One of the primary inhibitors of candid feedback on performance is the emotional element of these processes. One way to overcome this hurdle is to design a system that allows for a less formal and more considered approach to providing the feedback. Again, we cannot reiterate enough that a process or procedure is no substitute for a good working relationship between the board and the CEO. However, there are some guidelines for delivering the feedback that may make the task easier. Charan recommends a two-step approach:
- The first stage involves two directors discussing the feedback with the CEO in private. This allows him or her to absorb and respond to the review in a less threatening and high-pressured environment. The presence of a second director is useful for two reasons: it ensures that the feedback is communicated clearly and limits the possibility of any one director’s personality clouding the process.

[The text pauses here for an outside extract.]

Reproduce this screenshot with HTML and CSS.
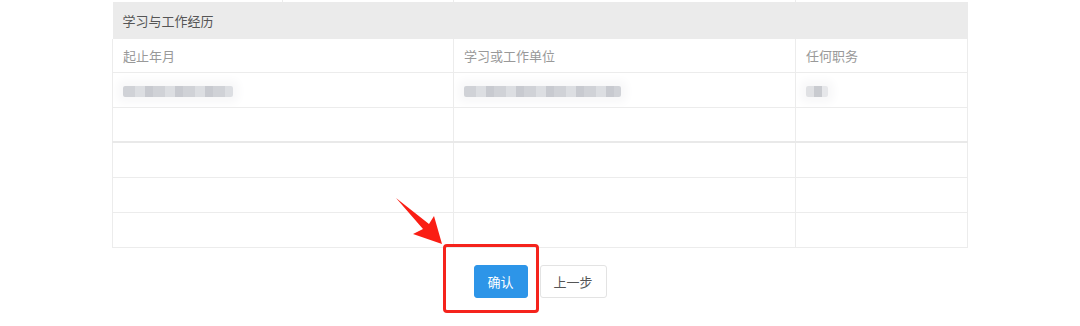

- The second stage in the process involves a repeat and elaboration of the feedback in a full board meeting. This provides a forum for the CEO to respond to all directors as well as to ensure that the information communicated in stage 1 was accurate.
We will leave you with a quote from one chair whose board and CEO went through a evaluation process we facilitated. Prior to the review, the relationship between the board and management verged on dysfunctional, and the CEO in question had not had a formal evaluation for a number of years. Worse still, the CEO failed to recognize that he was not meeting the board’s performance expectations. Upon receiving feedback from the chair and an external advisor, the CEO quickly adjusted his approach to leadership and governance. The chair subsequently commented to us that, ‘The process reinvigorated our CEO, we literally have a new CEO in attitude and approach – an excellent outcome.’